Sometimes our main motivation for being ‘healthy’ and eating well is simply to look good.
Which of course is fine, but it is certainly not the whole picture.
Living a healthy lifestyle is about making sure we ‘look good on the inside’ as well.
Proper nutrition and the adoption of a whole food, plant-based diet is the cornerstone of ‘looking good on the inside.’
Not to mention one of the best possible ways to prevent chronic disease like type 2 diabetes.
Since World Diabetes Day is just around the corner, this seemed like the perfect occasion to talk about diet and diabetes.
Let’s review what we know.
What Is World Diabetes Day?
An event held each year on November 14th, World Diabetes Day is designed to raise awareness for diabetes, allowing you to show support for those who suffer from it and battle against this escalating epidemic.
Originally introduced by the International Diabetes Foundation (IDF) and the World Health Organization (WHO), World Diabetes Day was first celebrated in 1991.
November 14th is a significant date because it marks Frederick Banting’s birthday. Banting was the man who in 1922, along with Charles Best and John James Rickard Macleod, set the wheels in motion for the eventual discovery of insulin (the hormone that helps blood sugar enter the cells).
Diabetes: a Global Epidemic
Approximately 9 percent (29 million) of the US population live with diabetes, while more than a third of American adults (86 million) lives with prediabetes (90 percent of them without knowing it!)
Diabetes is a global problem affecting over 415 million people worldwide.
And that number is expected to rise to 642 million by 2040.
What is worse, one in two people with type 2 diabetes is undiagnosed.
So the more we understand the risk factors associated with type 2 diabetes, the more we are able to prevent, or even reverse this chronic disease with lifestyle changes, especially diet.
The Whole-Food, Plant-Based Connection
As we discussed in our recent article Diet and Diabetes: Why Saturated Fats Are the Real Enemy, eating a whole food, plant-based diet that is naturally low in fat goes a long way in decreasing your overall risk of diabetes.
The idea that a plant-based lifestyle can benefit those with type 2 diabetes dates back to the 1930s, when it was shown that a diet based on vegetables, fruits, intact grains, and beans was one of the most effective nutrient-based treatments for diabetes.
The Adventist-2 study, which included 89,000 people and extended across 50 years, found that those who eat meat one or more days a week have significantly higher rates of diabetes. And the more often meat is eaten, the more frequent the disease. In contrast, those who eat strictly plant-based (even at the same weight) are 78 percent less likely to suffer from diabetes.
How to Celebrate on World Diabetes Day
So…how can you participate in World Diabetes Day this November 14th?
- Get Screened: The best way to raise awareness is to get yourself tested and encourage your friends and family to do the same.

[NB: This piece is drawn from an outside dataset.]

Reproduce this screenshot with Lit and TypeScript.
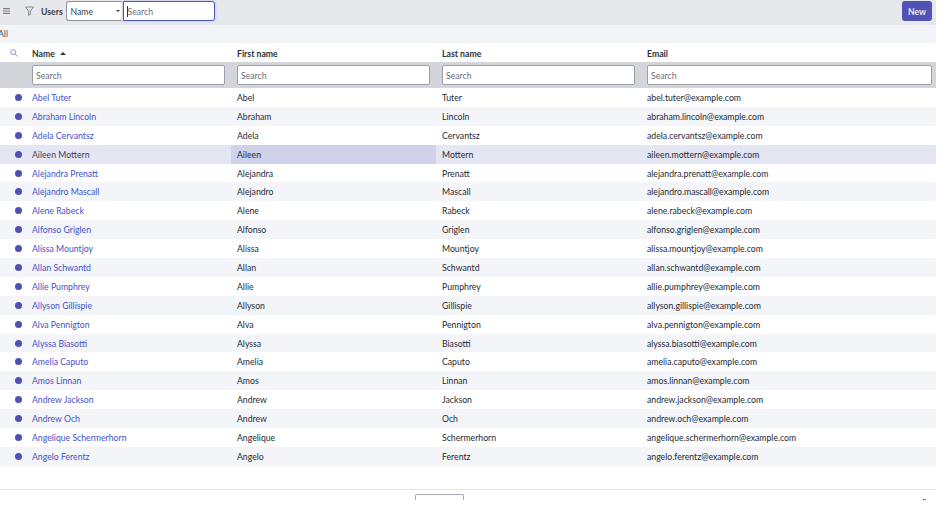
import { LitElement, html, css } from 'lit';
import { customElement } from 'lit/decorators.js';

const users = [
  ['Abel', 'Tuter'],
  ['Abraham', 'Lincoln'],
  ['Adela', 'Cervantsz'],
  ['Aileen', 'Mottern'],
  ['Alejandra', 'Prenatt'],
  ['Alejandro', 'Mascall'],
  ['Alene', 'Rabeck'],
  ['Alfonso', 'Griglen'],
  ['Alissa', 'Mountjoy'],
  ['Allan', 'Schwantd'],
  ['Allie', 'Pumphrey'],
  ['Allyson', 'Gillispie'],
  ['Alva', 'Pennigton'],
  ['Alyssa', 'Biasotti'],
  ['Amelia', 'Caputo'],
  ['Amos', 'Linnan'],
  ['Andrew', 'Jackson'],
  ['Andrew', 'Och'],
  ['Angelique', 'Schermerhorn'],
  ['Angelo', 'Ferentz'],
];

@customElement('app-root')
export class AppRoot extends LitElement {
  static styles = css`
    :host {
      display: block;
      width: 946px;
      height: 514px;
      overflow: hidden;
      background: #fff;
      font-family: 'Lato', sans-serif;
      font-size: 8.7px;
      color: #1f2430;
    }

    .page {
      width: 936px;
    }

    .toolbar {
      display: flex;
      align-items: center;
      height: 25px;
      background: #e6e8ec;
      box-sizing: border-box;
      padding: 0 0 3px 3px;
    }

    .menu-icon {
      width: 7px;
      height: 6px;
      display: block;
    }

    .filter-icon {
      width: 9px;
      height: 10px;
      margin-left: 15px;
      display: block;
    }

    .title {
      font-weight: 700;
      margin-left: 7px;
      width: 24.5px;
      color: #3a3f4b;
    }

    .picker {
      display: flex;
      align-items: center;
      justify-content: space-between;
      box-sizing: border-box;
      width: 57px;
      height: 20px;
      background: #fff;
      border: 1px solid #8d929c;
      border-right: none;
      border-radius: 3px 0 0 3px;
      padding: 0 3px 0 4px;
      color: #3a3f4b;
    }

    .caret {
      width: 0;
      height: 0;
      border-left: 2px solid transparent;
      border-right: 2px solid transparent;
      border-top: 2.5px solid #3a3f4b;
    }

    .focus-input {
      box-sizing: border-box;
      width: 92px;
      height: 20px;
      display: flex;
      align-items: center;
      background: #fff;
      border: 1px solid #4f52c4;
      border-radius: 0 3px 3px 0;
      box-shadow: 0 0 0 1.5px #d5d7f0;
      padding-left: 3px;
      color: #6b707b;
    }

    .cursor {
      width: 1px;
      height: 11px;
      background: #333;
    }

    .new {
      margin-left: auto;
      margin-right: 4px;
      width: 30px;
      height: 20px;
      display: flex;
      align-items: center;
      justify-content: center;
      background: #5152b4;
      color: #e8e9f8;
      font-weight: 700;
      border-radius: 3px;
    }

    .crumb {
      height: 18px;
      background: #f4f5f8;
      line-height: 18px;
      color: #4a4f5a;
      margin-left: -2px;
    }

    .cols {
      display: grid;
      grid-template-columns: 26px 205px 205px 205px 295px;
    }

    .head {
      height: 18px;
      margin-top: 1px;
      align-items: center;
      font-weight: 700;
      color: #2b303b;
    }

    .head > div {
      padding-left: 6px;
    }

    .head .search-cell {
      padding-left: 10px;
    }

    .sort {
      display: inline-block;
      width: 0;
      height: 0;
      margin-left: 5px;
      vertical-align: 2px;
      border-left: 3px solid transparent;
      border-right: 3px solid transparent;
      border-bottom: 3px solid #2b303b;
    }

    .filters {
      height: 26px;
      background: #d3d5da;
      align-items: center;
    }

    .filters input {
      display: block;
      box-sizing: border-box;
      width: 193px;
      height: 20px;
      margin: 0 0 0 6px;
      padding: 0 3px;
      font: inherit;
      color: #3a3f4b;
      background: #fff;
      border: 1px solid #9a9ea8;
      border-radius: 2px;
    }

    .filters input::placeholder {
      color: #6b707b;
      opacity: 1;
    }

    .filters .wide {
      width: 285px;
    }

    .row {
      height: 18.9px;
      align-items: center;
      color: #252a35;
    }

    .row > div {
      height: 100%;
      display: flex;
      align-items: center;
      padding-left: 6px;
      box-sizing: border-box;
    }

    .row:nth-child(even) {
      background: #f4f5f8;
    }

    .row.hover {
      background: #e5e6f3;
    }

    .row.hover .link {
      color: #3a3f60;
    }

    .row .active-cell {
      background: #d0d2ec;
    }

    .row .dot-cell {
      padding-left: 14.5px;
    }

    .dot {
      width: 7px;
      height: 7px;
      border-radius: 50%;
      background: #4f50b4;
    }

    .link {
      color: #4352c8;
    }

    .footer {
      position: relative;
      margin-top: 23px;
      height: 25px;
      border-top: 1px solid #e4e5e8;
      box-sizing: border-box;
    }

    .pager {
      box-sizing: border-box;
      margin: 4px 0 0 415px;
      width: 49px;
      height: 6px;
      background: #fff;
      border: 1px solid #a6aab2;
      border-bottom: none;
      border-radius: 2px 2px 0 0;
    }

    .tick {
      position: absolute;
      right: 10px;
      top: 9px;
      width: 3px;
      height: 1px;
      background: #6b707b;
    }
  `;

  render() {
    return html`
      <div class="page">
        <div class="toolbar">
          <svg class="menu-icon" viewBox="0 0 7 6">
            <path d="M0 .6h7M0 3h7M0 5.4h7" stroke="#7c818c" stroke-width="1.1" fill="none" />
          </svg>
          <svg class="filter-icon" viewBox="0 0 9 10">
            <path d="M.5 1h8L5.4 5v3.4L3.6 9.4V5z" stroke="#5c616c" stroke-width=".7" fill="none" stroke-linejoin="round" />
          </svg>
          <span class="title">Users</span>
          <div class="picker"><span>Name</span><span class="caret"></span></div>
          <div class="focus-input"><span class="cursor"></span><span>Search</span></div>
          <div class="new">New</div>
        </div>
        <div class="crumb">All</div>
        <div class="cols head">
          <div class="search-cell">
            <svg width="8" height="8" viewBox="0 0 8 8" style="display:block">
              <circle cx="3.2" cy="3.2" r="2.5" stroke="#7a7cd0" stroke-width=".8" fill="none" />
              <path d="M5.1 5.1L7.6 7.6" stroke="#7a7cd0" stroke-width=".8" />
            </svg>
          </div>
          <div>Name<span class="sort"></span></div>
          <div>First name</div>
          <div>Last name</div>
          <div>Email</div>
        </div>
        <div class="cols filters">
          <div></div>
          <input placeholder="Search" />
          <input placeholder="Search" />
          <input placeholder="Search" />
          <input class="wide" placeholder="Search" />
        </div>
        <div class="body">
          ${users.map(([first, last], i) => html`
            <div class="cols row ${i === 3 ? 'hover' : ''}">
              <div class="dot-cell"><span class="dot"></span></div>
              <div><span class="link">${first} ${last}</span></div>
              <div class="${i === 3 ? 'active-cell' : ''}">${first}</div>
              <div>${last}</div>
              <div>${first.toLowerCase()}.${last.toLowerCase()}@example.com</div>
            </div>
          `)}
        </div>
        <div class="footer">
          <div class="pager"></div>
          <span class="tick"></span>
        </div>
      </div>
    `;
  }
}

- Attend an Event: Check your local area for community events or fundraisers on World Diabetes Day.
- Try a Healthful Recipe: Food really does play an important role in health. Use this day as the perfect excuse to try a more healthful version of your favorite treat. Your friends and family will love our recipe for Apple Crisp With Walnuts!
Take the opportunity on World Diabetes Day to think about this disease and how you can lower your risk and protect your loved ones.
The bad news is that diabetes is rampant.
The good news is that there is a solution.
Changing to a plant-based diet can go a long way towards preventing or even reversing this chronic condition.